[GIVEN TASK]
Go through the data below and copy it exactly, skipping every picture.

[COLLECTED MATERIAL]

(begin)

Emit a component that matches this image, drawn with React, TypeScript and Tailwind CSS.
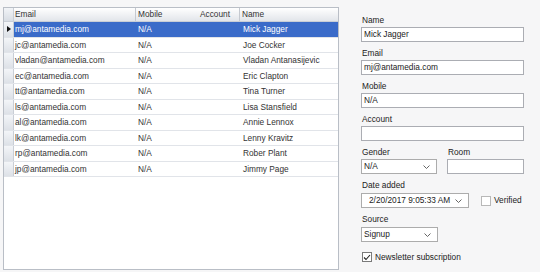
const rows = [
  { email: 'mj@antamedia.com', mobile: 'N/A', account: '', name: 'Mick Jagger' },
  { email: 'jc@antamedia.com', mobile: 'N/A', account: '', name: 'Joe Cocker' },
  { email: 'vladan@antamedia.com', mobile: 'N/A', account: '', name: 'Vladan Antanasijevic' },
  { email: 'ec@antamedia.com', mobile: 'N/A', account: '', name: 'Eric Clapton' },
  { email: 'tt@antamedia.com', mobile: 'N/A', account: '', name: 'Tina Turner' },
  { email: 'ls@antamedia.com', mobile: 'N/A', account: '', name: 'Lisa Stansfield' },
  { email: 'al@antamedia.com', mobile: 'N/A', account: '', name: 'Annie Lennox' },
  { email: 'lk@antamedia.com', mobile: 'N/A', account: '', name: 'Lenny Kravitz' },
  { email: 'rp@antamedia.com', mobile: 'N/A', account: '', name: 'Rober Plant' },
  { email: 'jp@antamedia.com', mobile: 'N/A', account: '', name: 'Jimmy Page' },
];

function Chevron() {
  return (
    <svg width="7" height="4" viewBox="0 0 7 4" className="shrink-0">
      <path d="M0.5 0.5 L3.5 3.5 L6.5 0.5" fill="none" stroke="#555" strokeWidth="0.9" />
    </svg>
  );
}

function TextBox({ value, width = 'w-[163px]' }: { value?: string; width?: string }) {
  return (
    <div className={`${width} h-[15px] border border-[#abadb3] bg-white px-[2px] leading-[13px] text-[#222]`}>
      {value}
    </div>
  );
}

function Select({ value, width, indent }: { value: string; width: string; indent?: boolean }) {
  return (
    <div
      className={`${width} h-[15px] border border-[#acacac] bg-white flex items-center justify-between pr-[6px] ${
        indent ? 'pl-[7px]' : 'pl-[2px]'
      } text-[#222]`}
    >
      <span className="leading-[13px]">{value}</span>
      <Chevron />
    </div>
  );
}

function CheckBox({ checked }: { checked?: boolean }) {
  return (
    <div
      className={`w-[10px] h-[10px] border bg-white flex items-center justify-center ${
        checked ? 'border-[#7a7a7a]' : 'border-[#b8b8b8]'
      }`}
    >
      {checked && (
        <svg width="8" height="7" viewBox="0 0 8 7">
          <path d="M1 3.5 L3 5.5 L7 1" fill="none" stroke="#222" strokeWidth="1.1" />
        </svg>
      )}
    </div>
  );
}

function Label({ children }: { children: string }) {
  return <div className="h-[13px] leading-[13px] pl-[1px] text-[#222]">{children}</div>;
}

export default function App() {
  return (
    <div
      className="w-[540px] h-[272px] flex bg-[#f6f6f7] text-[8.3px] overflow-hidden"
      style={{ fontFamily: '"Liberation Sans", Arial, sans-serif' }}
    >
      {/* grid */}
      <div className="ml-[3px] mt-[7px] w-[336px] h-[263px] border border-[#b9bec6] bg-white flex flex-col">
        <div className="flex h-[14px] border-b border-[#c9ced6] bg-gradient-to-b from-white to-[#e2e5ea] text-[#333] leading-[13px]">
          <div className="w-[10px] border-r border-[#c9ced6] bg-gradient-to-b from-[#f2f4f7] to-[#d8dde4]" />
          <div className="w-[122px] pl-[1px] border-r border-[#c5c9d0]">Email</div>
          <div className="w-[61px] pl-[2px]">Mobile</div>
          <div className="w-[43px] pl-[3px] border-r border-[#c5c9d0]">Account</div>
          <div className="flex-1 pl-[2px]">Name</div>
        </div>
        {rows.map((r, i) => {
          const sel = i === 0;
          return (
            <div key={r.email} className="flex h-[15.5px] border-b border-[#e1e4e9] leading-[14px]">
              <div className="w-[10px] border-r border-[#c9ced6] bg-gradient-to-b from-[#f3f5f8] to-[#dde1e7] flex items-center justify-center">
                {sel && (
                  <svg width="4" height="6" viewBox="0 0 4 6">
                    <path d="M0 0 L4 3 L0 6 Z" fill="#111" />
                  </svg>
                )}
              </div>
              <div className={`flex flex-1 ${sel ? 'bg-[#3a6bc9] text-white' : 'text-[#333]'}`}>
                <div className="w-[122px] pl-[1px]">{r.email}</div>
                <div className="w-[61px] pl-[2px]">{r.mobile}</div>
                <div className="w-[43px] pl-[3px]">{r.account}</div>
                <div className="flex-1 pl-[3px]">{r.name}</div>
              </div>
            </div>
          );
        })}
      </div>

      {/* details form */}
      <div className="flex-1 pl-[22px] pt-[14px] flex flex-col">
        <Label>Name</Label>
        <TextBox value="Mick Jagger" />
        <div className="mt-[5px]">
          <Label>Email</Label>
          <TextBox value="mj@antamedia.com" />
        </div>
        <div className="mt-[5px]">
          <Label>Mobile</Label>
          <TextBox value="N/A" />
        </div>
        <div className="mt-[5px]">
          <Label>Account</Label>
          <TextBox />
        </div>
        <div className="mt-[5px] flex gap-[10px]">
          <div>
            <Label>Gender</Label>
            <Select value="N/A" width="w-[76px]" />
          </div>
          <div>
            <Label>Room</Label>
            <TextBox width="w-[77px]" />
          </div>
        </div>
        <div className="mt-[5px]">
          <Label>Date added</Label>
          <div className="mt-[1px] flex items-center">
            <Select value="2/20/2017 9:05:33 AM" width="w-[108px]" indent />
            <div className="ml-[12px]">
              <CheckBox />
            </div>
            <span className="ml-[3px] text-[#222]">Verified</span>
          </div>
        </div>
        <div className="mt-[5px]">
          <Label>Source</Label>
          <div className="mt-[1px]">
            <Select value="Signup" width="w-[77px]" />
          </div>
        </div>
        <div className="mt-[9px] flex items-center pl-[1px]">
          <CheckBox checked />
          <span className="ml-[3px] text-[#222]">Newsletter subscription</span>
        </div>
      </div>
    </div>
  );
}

(end)

[SOLUTION TO THE EXERCISE]
Emit a component that matches this image, drawn with React, TypeScript and Tailwind CSS.
const rows = [
  { email: 'mj@antamedia.com', mobile: 'N/A', account: '', name: 'Mick Jagger' },
  { email: 'jc@antamedia.com', mobile: 'N/A', account: '', name: 'Joe Cocker' },
  { email: 'vladan@antamedia.com', mobile: 'N/A', account: '', name: 'Vladan Antanasijevic' },
  { email: 'ec@antamedia.com', mobile: 'N/A', account: '', name: 'Eric Clapton' },
  { email: 'tt@antamedia.com', mobile: 'N/A', account: '', name: 'Tina Turner' },
  { email: 'ls@antamedia.com', mobile: 'N/A', account: '', name: 'Lisa Stansfield' },
  { email: 'al@antamedia.com', mobile: 'N/A', account: '', name: 'Annie Lennox' },
  { email: 'lk@antamedia.com', mobile: 'N/A', account: '', name: 'Lenny Kravitz' },
  { email: 'rp@antamedia.com', mobile: 'N/A', account: '', name: 'Rober Plant' },
  { email: 'jp@antamedia.com', mobile: 'N/A', account: '', name: 'Jimmy Page' },
];

function Chevron() {
  return (
    <svg width="7" height="4" viewBox="0 0 7 4" className="shrink-0">
      <path d="M0.5 0.5 L3.5 3.5 L6.5 0.5" fill="none" stroke="#555" strokeWidth="0.9" />
    </svg>
  );
}

function TextBox({ value, width = 'w-[163px]' }: { value?: string; width?: string }) {
  return (
    <div className={`${width} h-[15px] border border-[#abadb3] bg-white px-[2px] leading-[13px] text-[#222]`}>
      {value}
    </div>
  );
}

function Select({ value, width, indent }: { value: string; width: string; indent?: boolean }) {
  return (
    <div
      className={`${width} h-[15px] border border-[#acacac] bg-white flex items-center justify-between pr-[6px] ${
        indent ? 'pl-[7px]' : 'pl-[2px]'
      } text-[#222]`}
    >
      <span className="leading-[13px]">{value}</span>
      <Chevron />
    </div>
  );
}

function CheckBox({ checked }: { checked?: boolean }) {
  return (
    <div
      className={`w-[10px] h-[10px] border bg-white flex items-center justify-center ${
        checked ? 'border-[#7a7a7a]' : 'border-[#b8b8b8]'
      }`}
    >
      {checked && (
        <svg width="8" height="7" viewBox="0 0 8 7">
          <path d="M1 3.5 L3 5.5 L7 1" fill="none" stroke="#222" strokeWidth="1.1" />
        </svg>
      )}
    </div>
  );
}

function Label({ children }: { children: string }) {
  return <div className="h-[13px] leading-[13px] pl-[1px] text-[#222]">{children}</div>;
}

export default function App() {
  return (
    <div
      className="w-[540px] h-[272px] flex bg-[#f6f6f7] text-[8.3px] overflow-hidden"
      style={{ fontFamily: '"Liberation Sans", Arial, sans-serif' }}
    >
      {/* grid */}
      <div className="ml-[3px] mt-[7px] w-[336px] h-[263px] border border-[#b9bec6] bg-white flex flex-col">
        <div className="flex h-[14px] border-b border-[#c9ced6] bg-gradient-to-b from-white to-[#e2e5ea] text-[#333] leading-[13px]">
          <div className="w-[10px] border-r border-[#c9ced6] bg-gradient-to-b from-[#f2f4f7] to-[#d8dde4]" />
          <div className="w-[122px] pl-[1px] border-r border-[#c5c9d0]">Email</div>
          <div className="w-[61px] pl-[2px]">Mobile</div>
          <div className="w-[43px] pl-[3px] border-r border-[#c5c9d0]">Account</div>
          <div className="flex-1 pl-[2px]">Name</div>
        </div>
        {rows.map((r, i) => {
          const sel = i === 0;
          return (
            <div key={r.email} className="flex h-[15.5px] border-b border-[#e1e4e9] leading-[14px]">
              <div className="w-[10px] border-r border-[#c9ced6] bg-gradient-to-b from-[#f3f5f8] to-[#dde1e7] flex items-center justify-center">
                {sel && (
                  <svg width="4" height="6" viewBox="0 0 4 6">
                    <path d="M0 0 L4 3 L0 6 Z" fill="#111" />
                  </svg>
                )}
              </div>
              <div className={`flex flex-1 ${sel ? 'bg-[#3a6bc9] text-white' : 'text-[#333]'}`}>
                <div className="w-[122px] pl-[1px]">{r.email}</div>
                <div className="w-[61px] pl-[2px]">{r.mobile}</div>
                <div className="w-[43px] pl-[3px]">{r.account}</div>
                <div className="flex-1 pl-[3px]">{r.name}</div>
              </div>
            </div>
          );
        })}
      </div>

      {/* details form */}
      <div className="flex-1 pl-[22px] pt-[14px] flex flex-col">
        <Label>Name</Label>
        <TextBox value="Mick Jagger" />
        <div className="mt-[5px]">
          <Label>Email</Label>
          <TextBox value="mj@antamedia.com" />
        </div>
        <div className="mt-[5px]">
          <Label>Mobile</Label>
          <TextBox value="N/A" />
        </div>
        <div className="mt-[5px]">
          <Label>Account</Label>
          <TextBox />
        </div>
        <div className="mt-[5px] flex gap-[10px]">
          <div>
            <Label>Gender</Label>
            <Select value="N/A" width="w-[76px]" />
          </div>
          <div>
            <Label>Room</Label>
            <TextBox width="w-[77px]" />
          </div>
        </div>
        <div className="mt-[5px]">
          <Label>Date added</Label>
          <div className="mt-[1px] flex items-center">
            <Select value="2/20/2017 9:05:33 AM" width="w-[108px]" indent />
            <div className="ml-[12px]">
              <CheckBox />
            </div>
            <span className="ml-[3px] text-[#222]">Verified</span>
          </div>
        </div>
        <div className="mt-[5px]">
          <Label>Source</Label>
          <div className="mt-[1px]">
            <Select value="Signup" width="w-[77px]" />
          </div>
        </div>
        <div className="mt-[9px] flex items-center pl-[1px]">
          <CheckBox checked />
          <span className="ml-[3px] text-[#222]">Newsletter subscription</span>
        </div>
      </div>
    </div>
  );
}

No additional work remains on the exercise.